Alors qu'il a été inhumé mardi 29 décembre dans le cimetière familial, Léon Mébiame, personnalité publique par les fonctions qu’il a occupées, restera dans la mémoire collective des Gabonais, un homme foncièrement réservé, et pourtant chaleureux et convivial qui s’est fait remarquer tout au long de sa vie par ses plaisanteries de bon goût plutôt, dont l’une des plus célèbres est « je n’ai jamais gouverné !». Avec lui, disparaît une autre image du Gabon, celle du parti unique avec ses travers et ses bons côtés.
Arrivé aux affaires après avoir occupé maintes fonctions dans l’administration de son pays après les indépendances surtout, puisqu’au sortir de sa formation de commissaire de police à Brazzaville avec feu Théodore Kwaou dans les années 50 finissantes, il regagne le pays pour le servir du mieux qu’il pouvait.

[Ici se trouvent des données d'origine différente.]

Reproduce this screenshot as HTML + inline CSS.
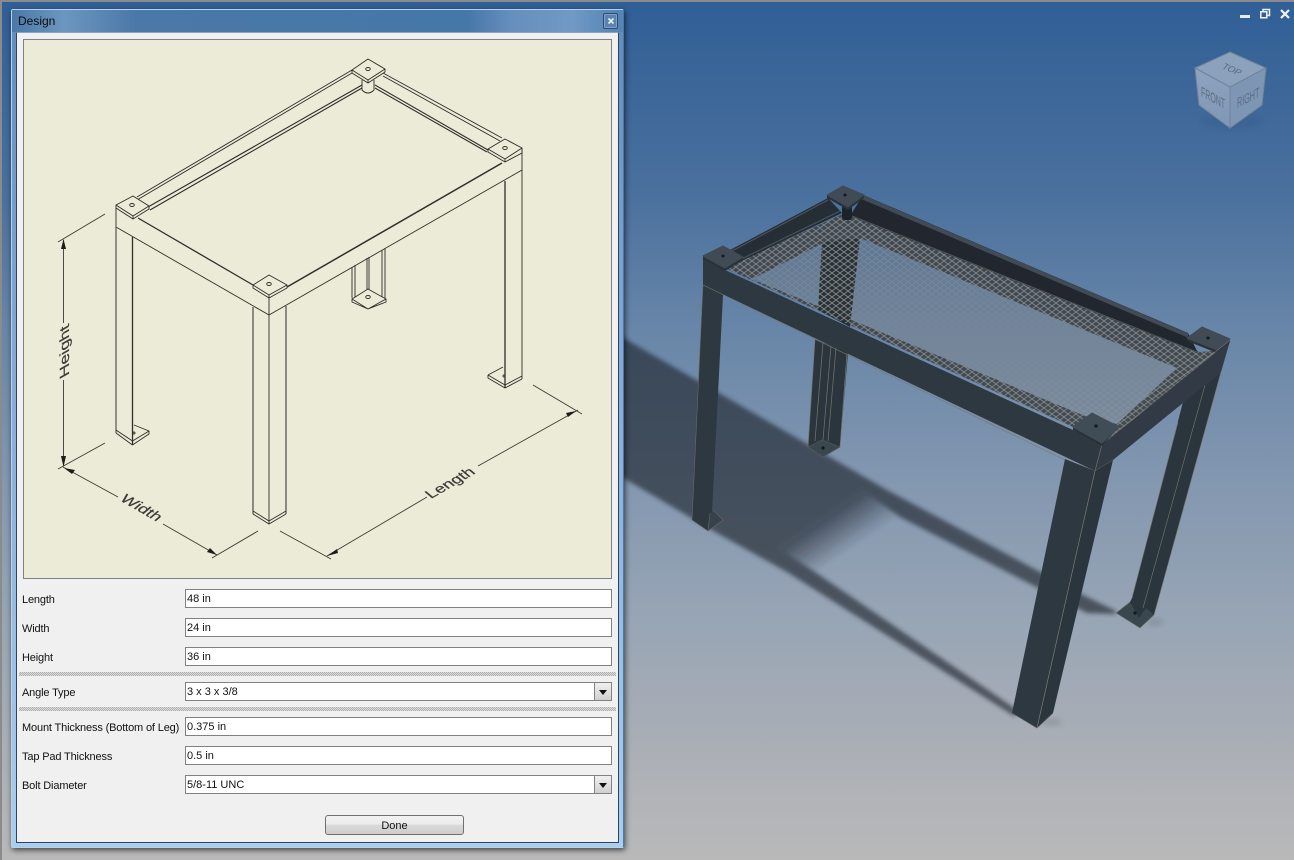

Léon Mébiame Mba qui vient d'être conduit à sa dernière demeure était un homme attachant et d’abord facile qui se faisait remarquer par ses boutades qui resteront à jamais gravées dans les mémoires de ses compatriotes qui les répètent pour en rire, mais aussi pour se convaincre de leur profondeur dans un univers où l’on a souvent recours à l’allégorie, à l’usage de l’image, pour dévoiler sa pensée. Parmi les plus courantes : « Je n’ai jamais gouverné », « l’Argent n’aime pas le bruit », « Premier- ministre, moi- même » et « Il a déjà boxé qui ? » formulée lors d’une émission à la télévision nationale en réponse à une question des journalistes qui voulaient lui apprendre que le président Omar Bongo Ondimba aimait la boxe.
Après sa longue carrière politique et administrative, l’homme a également été Maire de Libreville et président de la Chambre de commerce, Léon Mébiame s’est replié sur ses affaires personnelles, d’où il n’était pas rare de le voir derrière un comptoir au restaurant « L’Hippocampe » en plein centre ville ou encore dans celui jouxtant le « petit village » à l’aéroport international « Léon Mba », l’une de ses créations selon certaines indiscrétions, prenant soin de la clientèle quelque soit sa coloration, quand il n’était pas carrément reclus chez lui, s’adonnant à des travaux champêtres comme ne l’ont jamais fait des hommes de son rang beaucoup plus enclins à être servis, quitte à ce qu’ils subissent ce que le philosophe Hegel traduisait par « la théorie du maître et de l’esclave » qui les rend même dépendant de leurs filles et garçons de salle. Au point qu’ils ne puissent plus s’en passer sans traverser des moments de déséquilibre intense.
Fidélité et sobriété, deux de ses traits de caractère
Malgré le fait qu’il ait affirmé qu’il n’avait jamais gouverné, Léon Mébiame est jusqu’à ce jour le chef de gouvernement gabonais qui se sera fait remarquer par sa fidélité, sinon qu’est-ce qui aurait expliqué sa longévité au poste de Premier-Ministre tant convoité, de surcroît à une époque où la traitrise et la roublardise étaient de mise et pouvaient être utilisées à souhait par ses pourfendeurs pour le faire chuter en présentant de lui une image édulcorée auprès du chef de l’Etat qui passait maître dans l’art des improvisations et de la rancune comme il le laissait transparaître dans son : « Si l’oiseau oublie le piège, le piège n’oublie pas l’oiseau ».
On peut sans crainte d’être contredit avancer que « petit papa » est mort comme il a vécu dans une sorte de simplicité contrastant énormément avec l’idée que l’on s’est souvent faite des grandes personnalités publiques. Il ne manquait visiblement pas de modestie au point de déconcerter certains parmi ses proches qui racontent encore une scène pour le moins surprenante vécue à l’arrivée au Gabon du général Jeannou Lacaze lorsqu’alors qu’on lui demandait de revêtir ses galons de général qu’il était devenu, les forces de police nationales ayant intégré celles de défense, il manifestait du recul par rapport à cette offre qu’il jugeait tendancieuse, l’officier français portant bien à ses yeux ses attributs et lui peut- être pas, si l’on tient compte de son attitude. Bref ! Des pans de l’histoire qui rappelle qui était Léon Mébiame, si proche, si loin de nous aujourd’hui.